Rabu, 20 November 2013

Mini drone PD-100 Black Hornet Personal Reconnaissance System Mesin Spionase AS Terbaru


Berita mengenai penyadapan Amerika Serikat (AS) terhadap beberapa negara di dunia memang sungguh menggemparkan. Soal spionase, mari kita lupakan kasus Edward Snowden sejenak dan beralih ke topik yang cukup teknikal.

Mini drone PD-100 Black Hornet Personal Reconnaissance System Mesin Spionase AS Terbaru

Baru-baru ini sebuah mesin spionase terbaru ditampilkan ke publik Amerika untuk pertama kalinya dalam pameran Association of the United States Army Expo di Washington D.C. Militer Amerika Serikat memang baru-baru ini meminta bantuan kepada Prox Dynamics, sebuah perusahaan Norwegia yang bergerak di jasa perlengkapan spionase militer untuk merancang salah satu mesin spionase super mini yang pernah ada.
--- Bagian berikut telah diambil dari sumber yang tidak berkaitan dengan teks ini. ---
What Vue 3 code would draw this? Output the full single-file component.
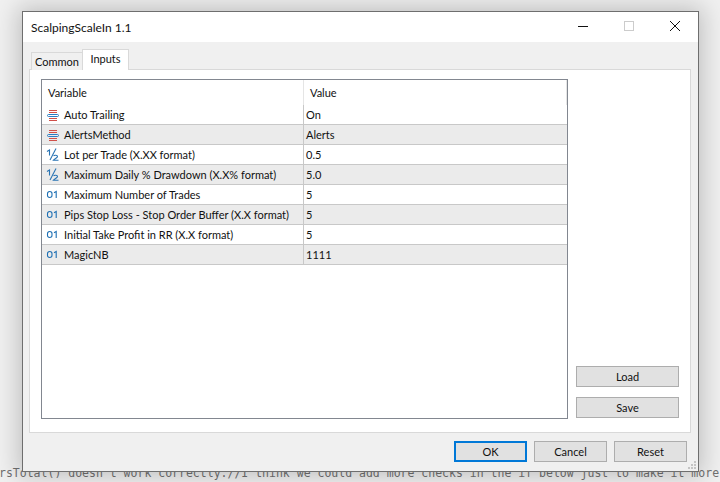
<script setup>
const rows = [
  { icon: 'enum', name: 'Auto Trailing', value: 'On' },
  { icon: 'enum', name: 'AlertsMethod', value: 'Alerts' },
  { icon: 'half', name: 'Lot per Trade (X.XX format)', value: '0.5' },
  { icon: 'half', name: 'Maximum Daily % Drawdown (X.X% format)', value: '5.0' },
  { icon: 'int', name: 'Maximum Number of Trades', value: '5' },
  { icon: 'int', name: 'Pips Stop Loss - Stop Order Buffer (X.X format)', value: '5' },
  { icon: 'int', name: 'Initial Take Profit in RR (X.X format)', value: '5' },
  { icon: 'int', name: 'MagicNB', value: '1111' },
]
</script>

<template>
  <div class="desktop">
    <div class="code">rsTotal() doesn't work correctly.//I think we could add more checks in the if below just to make it more</div>
    <div class="window">
      <div class="titlebar">
        <span class="title">ScalpingScaleIn 1.1</span>
        <div class="controls">
          <svg class="ctl" width="46" height="30" viewBox="0 0 46 30"><path d="M18 14.5h10" stroke="#111" fill="none"/></svg>
          <svg class="ctl" width="46" height="30" viewBox="0 0 46 30"><rect x="18.5" y="9.5" width="9" height="9" stroke="#ccc" fill="none"/></svg>
          <svg class="ctl" width="46" height="30" viewBox="0 0 46 30"><path d="M18 9l10 10M28 9L18 19" stroke="#111" fill="none"/></svg>
        </div>
      </div>
      <div class="body">
        <div class="tabs">
          <div class="tab">Common</div>
          <div class="tab active">Inputs</div>
        </div>
        <div class="panel">
          <div class="table">
            <div class="head">
              <div class="hcell var">Variable</div>
              <div class="hcell val">Value</div>
            </div>
            <div v-for="(r, i) in rows" :key="r.name" class="row" :class="{ odd: i % 2 === 1 }">
              <div class="cell var">
                <svg class="icon" width="14" height="13" viewBox="0 0 14 13">
                  <g v-if="r.icon === 'enum'" fill="none">
                    <path d="M3 2.5h8M3 4.5h8M3 10.5h8M3 12.5h8" stroke="#d0504a"/>
                    <rect x="1.5" y="6.5" width="11" height="2" rx="1" stroke="#2a7cc2"/>
                  </g>
                  <g v-else-if="r.icon === 'half'" fill="none" stroke="#2a74b4" stroke-width="1.1">
                    <path d="M1 3.5l2.5-1.5v5.5"/>
                    <path d="M10 .5L4 12"/>
                    <path d="M7.5 8c1-1.3 4-1 4 .6 0 1.3-2.5 2-4 3.6h5"/>
                  </g>
                  <g v-else fill="none" stroke="#1f70b4" stroke-width="1.1">
                    <rect x="1.5" y="3.5" width="4.5" height="6" rx="2.2"/>
                    <path d="M8 4.8l2.2-1.3v6.5"/>
                  </g>
                </svg>
                <span>{{ r.name }}</span>
              </div>
              <div class="cell val">{{ r.value }}</div>
            </div>
          </div>
          <div class="side">
            <button class="btn">Load</button>
            <button class="btn">Save</button>
          </div>
        </div>
        <div class="footer">
          <button class="btn small ok">OK</button>
          <button class="btn small">Cancel</button>
          <button class="btn small">Reset</button>
        </div>
      </div>
      <svg class="grip" width="10" height="10" viewBox="0 0 10 10" fill="#c4c4c4">
        <rect x="7" y="1" width="2" height="2"/><rect x="4" y="4" width="2" height="2"/><rect x="7" y="4" width="2" height="2"/>
        <rect x="1" y="7" width="2" height="2"/><rect x="4" y="7" width="2" height="2"/><rect x="7" y="7" width="2" height="2"/>
      </svg>
    </div>
  </div>
</template>

<style>
html, body { margin: 0; padding: 0; overflow: hidden; }
</style>

<style scoped>
.desktop {
  position: relative;
  width: 720px;
  height: 482px;
  overflow: hidden;
  background: #f0f0f0;
  font-family: Lato, Roboto, sans-serif;
  font-size: 11px;
  color: #111;
}
.code {
  position: absolute;
  left: -1px;
  top: 465px;
  white-space: nowrap;
  font-family: "DejaVu Sans Mono", monospace;
  font-size: 11.5px;
  line-height: 16px;
  color: #707070;
}
.window {
  position: absolute;
  left: 22px;
  top: 11px;
  width: 677px;
  height: 461px;
  box-sizing: border-box;
  border: 1px solid #6e6e6e;
  background: #f0f0f0;
  box-shadow: 0 0 22px 4px rgba(0, 0, 0, 0.2);
  display: flex;
  flex-direction: column;
}
.titlebar {
  height: 30px;
  background: #fff;
  display: flex;
  align-items: center;
  justify-content: space-between;
  flex: none;
}
.title { padding-left: 8px; font-size: 12px; }
.controls { display: flex; }
.ctl { display: block; }
.body {
  flex: 1;
  display: flex;
  flex-direction: column;
  padding: 8px 7px 0 6px;
  min-height: 0;
}
.tabs {
  display: flex;
  align-items: flex-end;
  height: 20px;
  padding-left: 2px;
  position: relative;
  z-index: 1;
  margin-bottom: -1px;
}
.tab {
  box-sizing: border-box;
  height: 18px;
  width: 52px;
  border: 1px solid #d9d9d9;
  border-bottom: 0;
  background: #f0f0f0;
  text-align: center;
  line-height: 18px;
}
.tab.active {
  height: 21px;
  width: 47px;
  background: #fff;
  border-width: 1px 1px 0 1px;
  line-height: 17px;
  margin-left: -1px;
}
.panel {
  box-sizing: border-box;
  height: 364px;
  background: #fff;
  border: 1px solid #d9d9d9;
  padding: 9px 11px 13px 11px;
  display: flex;
}
.table {
  box-sizing: border-box;
  width: 527px;
  border: 1px solid #828790;
  flex: none;
}
.head {
  display: flex;
  height: 25px;
  line-height: 25px;
}
.hcell.var { width: 262px; padding-left: 6px; box-sizing: border-box; border-right: 1px solid #e5e5e5; }
.hcell.val { padding-left: 6px; flex: 1; border-right: 1px solid #e5e5e5; }
.row {
  display: flex;
  height: 20px;
  box-sizing: border-box;
  border-bottom: 1px solid #c8c8c8;
  line-height: 20px;
}
.row.odd { background: #ebebeb; }
.cell.var {
  box-sizing: border-box;
  width: 262px;
  border-right: 1px solid #c8c8c8;
  display: flex;
  align-items: center;
  padding-left: 4px;
  gap: 4px;
  white-space: nowrap;
}
.icon { flex: none; }
.cell.val { padding-left: 2px; flex: 1; }
.side {
  flex: 1;
  display: flex;
  flex-direction: column;
  justify-content: flex-end;
  align-items: flex-end;
  gap: 10px;
  padding-bottom: 1px;
}
.btn {
  box-sizing: border-box;
  width: 103px;
  height: 21px;
  padding: 0;
  background: #e1e1e1;
  border: 1px solid #adadad;
  font: inherit;
  color: #111;
}
.footer {
  flex: 1;
  display: flex;
  justify-content: flex-end;
  align-items: flex-start;
  gap: 7px;
  padding: 8px 4px 0 0;
}
.btn.small { width: 73px; }
.btn.ok { border: 2px solid #0078d7; }
.grip { position: absolute; right: 1px; bottom: 1px; }
</style>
Mini drone bernama PD-100 Black Hornet Personal Reconnaissance System tersebut adalah alat spionase militer. Beratnya hanya 16 gram dan bentuknya terlihat seperti helicopter mainan mini. Sengaja dibuat kecil dan praktis supaya mudah dibawa seorang tentara ke medan pertempuran.


Sejak tahun lalu, sebenarnya para tentara Inggris yang bertugas di Afganistan telah menggunakan Black Hornet dalam berbagai misi – mulai dari mengintai rute serangan mendadak musuh hingga mengintip dibalik tembok.

“Kami menggunakan (Black Hornet) untuk mengecek posisi penembak dan mengecek tempat terbuka. Sungguh ini aset yang berguna,” ucap Sergeant Christopher Petherbridge dari Brigade Reconnaissance Force Inggris, kepada Associated Press.

Namun tidak semua tentara dapat bermain-main dengan helicopter mini tersebut. Seperti dilansir LiveScience.com, Ole Aguirre, Wakil Presiden Pemasaran dan Penjualan untuk Prox Dynamic AS mengatakan bahwa drone tak berawak ini diciptakan untuk unit khusus yang membutuhkan “mata-mata di langit, tak terdeteksi, cepat dan taktikal.”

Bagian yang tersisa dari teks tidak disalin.